Massage has a definite psychological effect. Since massage animates the tactile sense, the body’s primary sense, it brings people into the here and now and away from tension generated by constant preoccupation with problems. In addition, loosening of muscle tension or “armoring” — the physical counterpart to how we defend and protect ourselves from psychological pain — can lead to freeing of repressed emotions.

Users of massage therapy as a healing tool quickly realize that they have found a form of drugless therapy. Headaches, insomnia, digestive disorders including constipation and spastic colon, arthritis, asthma, carpal tunnel syndrome, sinusitis, and minor aches and pains are some of the problems that can respond to massage therapy. Massage can have an excellent effect on nervous people who have been dependent on their pharmacy for rest and relaxation.

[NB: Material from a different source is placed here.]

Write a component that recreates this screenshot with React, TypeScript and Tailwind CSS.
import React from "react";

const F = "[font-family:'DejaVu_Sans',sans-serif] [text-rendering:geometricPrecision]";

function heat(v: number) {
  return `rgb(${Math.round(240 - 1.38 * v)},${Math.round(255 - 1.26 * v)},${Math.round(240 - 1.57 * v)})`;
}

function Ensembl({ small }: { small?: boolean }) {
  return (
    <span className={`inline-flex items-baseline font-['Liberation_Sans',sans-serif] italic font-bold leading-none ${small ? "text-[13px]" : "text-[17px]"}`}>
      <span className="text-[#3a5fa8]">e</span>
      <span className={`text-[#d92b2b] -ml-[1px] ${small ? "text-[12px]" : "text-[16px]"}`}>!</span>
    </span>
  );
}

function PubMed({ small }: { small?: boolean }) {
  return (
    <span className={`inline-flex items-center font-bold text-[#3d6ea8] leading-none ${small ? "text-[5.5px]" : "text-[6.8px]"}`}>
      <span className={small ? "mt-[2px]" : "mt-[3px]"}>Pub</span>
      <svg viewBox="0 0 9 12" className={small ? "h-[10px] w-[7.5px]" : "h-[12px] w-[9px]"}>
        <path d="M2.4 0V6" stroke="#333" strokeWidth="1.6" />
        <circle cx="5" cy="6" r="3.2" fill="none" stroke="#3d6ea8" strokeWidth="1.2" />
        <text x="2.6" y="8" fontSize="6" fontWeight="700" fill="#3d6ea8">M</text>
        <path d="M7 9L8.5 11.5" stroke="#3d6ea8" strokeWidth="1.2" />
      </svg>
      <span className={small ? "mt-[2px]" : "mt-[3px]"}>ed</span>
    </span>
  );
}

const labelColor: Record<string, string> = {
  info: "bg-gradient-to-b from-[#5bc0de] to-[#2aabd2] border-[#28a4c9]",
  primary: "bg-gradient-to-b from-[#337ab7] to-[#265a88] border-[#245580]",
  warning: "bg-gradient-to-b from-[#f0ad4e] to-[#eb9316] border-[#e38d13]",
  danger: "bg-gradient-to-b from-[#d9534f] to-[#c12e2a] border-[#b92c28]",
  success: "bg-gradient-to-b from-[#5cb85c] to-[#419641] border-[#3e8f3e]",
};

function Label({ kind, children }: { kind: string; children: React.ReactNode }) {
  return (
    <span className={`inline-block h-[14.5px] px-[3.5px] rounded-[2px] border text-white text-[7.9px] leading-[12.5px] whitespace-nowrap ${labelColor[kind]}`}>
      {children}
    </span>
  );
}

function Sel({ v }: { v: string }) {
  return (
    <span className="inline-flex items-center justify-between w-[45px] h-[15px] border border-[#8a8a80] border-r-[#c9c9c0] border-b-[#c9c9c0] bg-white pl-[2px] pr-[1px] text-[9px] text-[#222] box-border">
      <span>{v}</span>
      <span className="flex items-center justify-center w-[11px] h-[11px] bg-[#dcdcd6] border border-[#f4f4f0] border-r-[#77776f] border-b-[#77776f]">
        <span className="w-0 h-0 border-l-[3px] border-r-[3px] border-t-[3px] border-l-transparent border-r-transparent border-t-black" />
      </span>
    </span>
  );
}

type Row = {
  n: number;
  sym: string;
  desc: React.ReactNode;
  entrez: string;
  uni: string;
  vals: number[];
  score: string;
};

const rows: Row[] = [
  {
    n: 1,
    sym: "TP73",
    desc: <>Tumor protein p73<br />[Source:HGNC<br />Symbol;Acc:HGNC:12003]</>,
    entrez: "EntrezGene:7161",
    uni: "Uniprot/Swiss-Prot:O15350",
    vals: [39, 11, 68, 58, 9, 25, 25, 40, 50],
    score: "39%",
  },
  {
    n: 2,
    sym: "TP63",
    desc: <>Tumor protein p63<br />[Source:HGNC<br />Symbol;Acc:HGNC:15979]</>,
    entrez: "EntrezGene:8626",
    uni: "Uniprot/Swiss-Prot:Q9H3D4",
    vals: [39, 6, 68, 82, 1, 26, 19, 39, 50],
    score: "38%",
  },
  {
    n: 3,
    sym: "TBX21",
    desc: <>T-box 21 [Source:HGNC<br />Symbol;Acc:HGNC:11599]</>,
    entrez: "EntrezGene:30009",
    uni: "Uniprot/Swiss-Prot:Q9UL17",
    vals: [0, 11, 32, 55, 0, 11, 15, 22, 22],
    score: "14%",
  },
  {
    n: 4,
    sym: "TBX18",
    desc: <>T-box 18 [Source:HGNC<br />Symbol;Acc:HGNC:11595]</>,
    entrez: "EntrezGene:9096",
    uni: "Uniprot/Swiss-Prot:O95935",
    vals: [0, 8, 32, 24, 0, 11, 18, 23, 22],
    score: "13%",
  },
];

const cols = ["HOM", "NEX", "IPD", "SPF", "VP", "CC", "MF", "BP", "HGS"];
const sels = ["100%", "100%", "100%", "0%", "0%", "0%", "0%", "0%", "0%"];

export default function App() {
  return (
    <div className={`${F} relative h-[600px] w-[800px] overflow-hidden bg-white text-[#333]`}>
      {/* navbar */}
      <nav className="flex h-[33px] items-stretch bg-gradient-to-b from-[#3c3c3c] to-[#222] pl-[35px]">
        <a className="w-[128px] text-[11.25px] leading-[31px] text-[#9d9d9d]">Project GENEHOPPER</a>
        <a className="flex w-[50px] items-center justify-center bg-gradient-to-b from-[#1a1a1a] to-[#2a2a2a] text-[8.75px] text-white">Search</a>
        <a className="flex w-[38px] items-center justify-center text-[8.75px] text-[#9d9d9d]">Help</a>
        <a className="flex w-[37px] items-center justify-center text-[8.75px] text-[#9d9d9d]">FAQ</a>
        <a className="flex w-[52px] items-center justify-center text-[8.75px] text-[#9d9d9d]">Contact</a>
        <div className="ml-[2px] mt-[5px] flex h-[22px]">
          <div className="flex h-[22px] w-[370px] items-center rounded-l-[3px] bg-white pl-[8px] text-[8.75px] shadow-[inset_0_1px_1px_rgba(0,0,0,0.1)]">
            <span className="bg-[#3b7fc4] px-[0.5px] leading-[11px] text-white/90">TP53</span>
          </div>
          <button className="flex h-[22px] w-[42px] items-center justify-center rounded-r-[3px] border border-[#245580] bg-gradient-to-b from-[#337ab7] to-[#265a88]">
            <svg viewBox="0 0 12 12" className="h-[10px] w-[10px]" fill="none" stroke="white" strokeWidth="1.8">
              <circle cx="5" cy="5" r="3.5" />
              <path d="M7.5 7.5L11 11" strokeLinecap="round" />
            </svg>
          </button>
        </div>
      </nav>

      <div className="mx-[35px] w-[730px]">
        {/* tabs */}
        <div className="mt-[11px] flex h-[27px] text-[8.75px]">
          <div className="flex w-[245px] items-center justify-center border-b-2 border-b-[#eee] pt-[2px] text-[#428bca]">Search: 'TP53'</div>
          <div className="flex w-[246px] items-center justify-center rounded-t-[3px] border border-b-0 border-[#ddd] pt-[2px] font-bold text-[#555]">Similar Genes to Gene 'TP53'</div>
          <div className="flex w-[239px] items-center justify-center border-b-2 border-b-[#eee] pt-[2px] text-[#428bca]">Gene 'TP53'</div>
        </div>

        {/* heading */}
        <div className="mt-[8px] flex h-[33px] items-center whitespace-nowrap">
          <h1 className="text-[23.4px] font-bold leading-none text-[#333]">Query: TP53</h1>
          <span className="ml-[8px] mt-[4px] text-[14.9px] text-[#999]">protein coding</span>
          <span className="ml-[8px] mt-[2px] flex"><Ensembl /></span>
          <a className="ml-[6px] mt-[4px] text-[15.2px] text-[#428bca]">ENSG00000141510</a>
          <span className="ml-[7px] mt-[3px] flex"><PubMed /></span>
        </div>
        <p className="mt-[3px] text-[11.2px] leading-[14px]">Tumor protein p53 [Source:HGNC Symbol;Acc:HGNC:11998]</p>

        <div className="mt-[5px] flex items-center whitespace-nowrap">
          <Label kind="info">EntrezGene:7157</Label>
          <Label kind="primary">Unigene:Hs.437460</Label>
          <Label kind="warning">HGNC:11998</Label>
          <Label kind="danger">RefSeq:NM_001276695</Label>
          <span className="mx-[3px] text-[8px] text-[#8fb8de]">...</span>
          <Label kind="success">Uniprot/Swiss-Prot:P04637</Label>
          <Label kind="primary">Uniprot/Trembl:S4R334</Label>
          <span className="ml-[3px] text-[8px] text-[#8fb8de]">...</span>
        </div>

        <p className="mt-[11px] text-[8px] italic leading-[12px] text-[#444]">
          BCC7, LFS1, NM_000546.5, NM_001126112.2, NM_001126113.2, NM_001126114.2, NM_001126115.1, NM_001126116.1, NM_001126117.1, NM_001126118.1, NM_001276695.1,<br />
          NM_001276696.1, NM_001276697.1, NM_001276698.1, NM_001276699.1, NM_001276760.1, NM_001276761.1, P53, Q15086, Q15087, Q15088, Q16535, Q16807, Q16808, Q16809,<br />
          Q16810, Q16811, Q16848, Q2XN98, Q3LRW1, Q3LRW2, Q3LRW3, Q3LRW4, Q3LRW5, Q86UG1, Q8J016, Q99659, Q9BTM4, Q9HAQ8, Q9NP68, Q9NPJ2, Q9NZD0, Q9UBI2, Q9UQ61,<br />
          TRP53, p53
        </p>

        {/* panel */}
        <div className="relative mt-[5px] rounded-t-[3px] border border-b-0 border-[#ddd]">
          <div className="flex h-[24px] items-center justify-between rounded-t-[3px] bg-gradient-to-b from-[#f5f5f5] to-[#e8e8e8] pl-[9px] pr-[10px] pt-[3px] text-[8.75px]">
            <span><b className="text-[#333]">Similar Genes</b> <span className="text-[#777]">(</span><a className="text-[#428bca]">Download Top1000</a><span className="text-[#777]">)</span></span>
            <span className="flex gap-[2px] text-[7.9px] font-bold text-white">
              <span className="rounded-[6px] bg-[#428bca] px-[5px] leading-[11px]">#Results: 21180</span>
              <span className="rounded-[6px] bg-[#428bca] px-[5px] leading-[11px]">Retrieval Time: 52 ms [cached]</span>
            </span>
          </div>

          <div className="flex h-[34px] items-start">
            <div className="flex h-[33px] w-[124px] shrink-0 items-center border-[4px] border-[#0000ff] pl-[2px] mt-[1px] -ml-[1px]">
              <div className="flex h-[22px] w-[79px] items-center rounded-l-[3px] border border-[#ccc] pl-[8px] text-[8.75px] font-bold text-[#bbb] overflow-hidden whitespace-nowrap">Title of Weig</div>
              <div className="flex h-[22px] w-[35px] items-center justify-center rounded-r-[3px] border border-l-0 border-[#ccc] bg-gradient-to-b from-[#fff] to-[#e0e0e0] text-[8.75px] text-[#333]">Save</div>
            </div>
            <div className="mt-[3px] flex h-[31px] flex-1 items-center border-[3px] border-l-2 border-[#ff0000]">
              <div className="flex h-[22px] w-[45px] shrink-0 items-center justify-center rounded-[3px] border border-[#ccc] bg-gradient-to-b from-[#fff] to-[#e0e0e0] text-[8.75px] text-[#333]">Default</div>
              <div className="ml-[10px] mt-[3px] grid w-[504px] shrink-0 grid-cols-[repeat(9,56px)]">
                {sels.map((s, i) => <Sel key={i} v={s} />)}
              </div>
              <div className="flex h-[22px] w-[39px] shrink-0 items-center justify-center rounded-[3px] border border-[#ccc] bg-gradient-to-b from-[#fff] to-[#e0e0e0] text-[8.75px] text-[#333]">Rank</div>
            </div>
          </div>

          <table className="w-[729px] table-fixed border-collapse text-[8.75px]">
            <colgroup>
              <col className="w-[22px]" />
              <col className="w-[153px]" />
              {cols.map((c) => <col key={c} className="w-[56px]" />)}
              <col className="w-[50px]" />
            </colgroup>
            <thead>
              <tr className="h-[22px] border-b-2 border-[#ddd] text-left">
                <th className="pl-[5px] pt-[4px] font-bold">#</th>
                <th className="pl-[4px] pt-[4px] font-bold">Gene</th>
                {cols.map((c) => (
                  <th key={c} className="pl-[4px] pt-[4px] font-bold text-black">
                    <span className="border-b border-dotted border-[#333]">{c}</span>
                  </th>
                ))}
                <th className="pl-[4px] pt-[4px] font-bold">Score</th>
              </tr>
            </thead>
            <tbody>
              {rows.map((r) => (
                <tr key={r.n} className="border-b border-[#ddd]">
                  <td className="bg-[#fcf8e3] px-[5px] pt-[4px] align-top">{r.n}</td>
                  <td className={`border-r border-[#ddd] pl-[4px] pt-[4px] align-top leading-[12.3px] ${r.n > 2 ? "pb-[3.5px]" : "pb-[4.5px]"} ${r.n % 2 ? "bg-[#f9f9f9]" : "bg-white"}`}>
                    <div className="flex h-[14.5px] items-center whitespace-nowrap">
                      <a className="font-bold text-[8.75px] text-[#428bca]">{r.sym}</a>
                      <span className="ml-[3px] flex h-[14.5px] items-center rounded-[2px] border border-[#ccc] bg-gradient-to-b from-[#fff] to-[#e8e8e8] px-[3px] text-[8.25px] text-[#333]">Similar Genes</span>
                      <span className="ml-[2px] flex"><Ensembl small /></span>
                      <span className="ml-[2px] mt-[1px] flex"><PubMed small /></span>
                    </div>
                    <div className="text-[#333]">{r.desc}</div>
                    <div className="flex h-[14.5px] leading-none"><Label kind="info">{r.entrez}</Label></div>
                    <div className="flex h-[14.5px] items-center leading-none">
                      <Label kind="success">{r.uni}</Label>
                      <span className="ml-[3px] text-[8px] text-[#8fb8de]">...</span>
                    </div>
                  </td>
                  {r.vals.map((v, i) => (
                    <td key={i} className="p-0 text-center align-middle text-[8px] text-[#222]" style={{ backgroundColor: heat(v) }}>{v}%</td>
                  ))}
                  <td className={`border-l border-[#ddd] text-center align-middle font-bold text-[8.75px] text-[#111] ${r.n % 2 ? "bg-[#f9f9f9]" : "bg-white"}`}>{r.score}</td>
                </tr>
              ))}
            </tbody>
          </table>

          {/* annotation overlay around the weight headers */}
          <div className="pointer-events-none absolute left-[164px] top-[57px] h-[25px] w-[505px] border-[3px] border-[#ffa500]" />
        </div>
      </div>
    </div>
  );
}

Simply stated, the foundation stone of the therapeutic effect of massage is what Hippocrates, the Father of Medicine, defined as vies medicatrix naturae, or the body’s natural recuperative powers, the life force. Massage therapy essentially promotes health by boosting the body’s own processes.

Disclaimer: The preceding is to provide information about massage therapy and the benefits that may be derived. It is not intended to claim a cure for any disease or condition. It should not take the place of medical advice or treatment.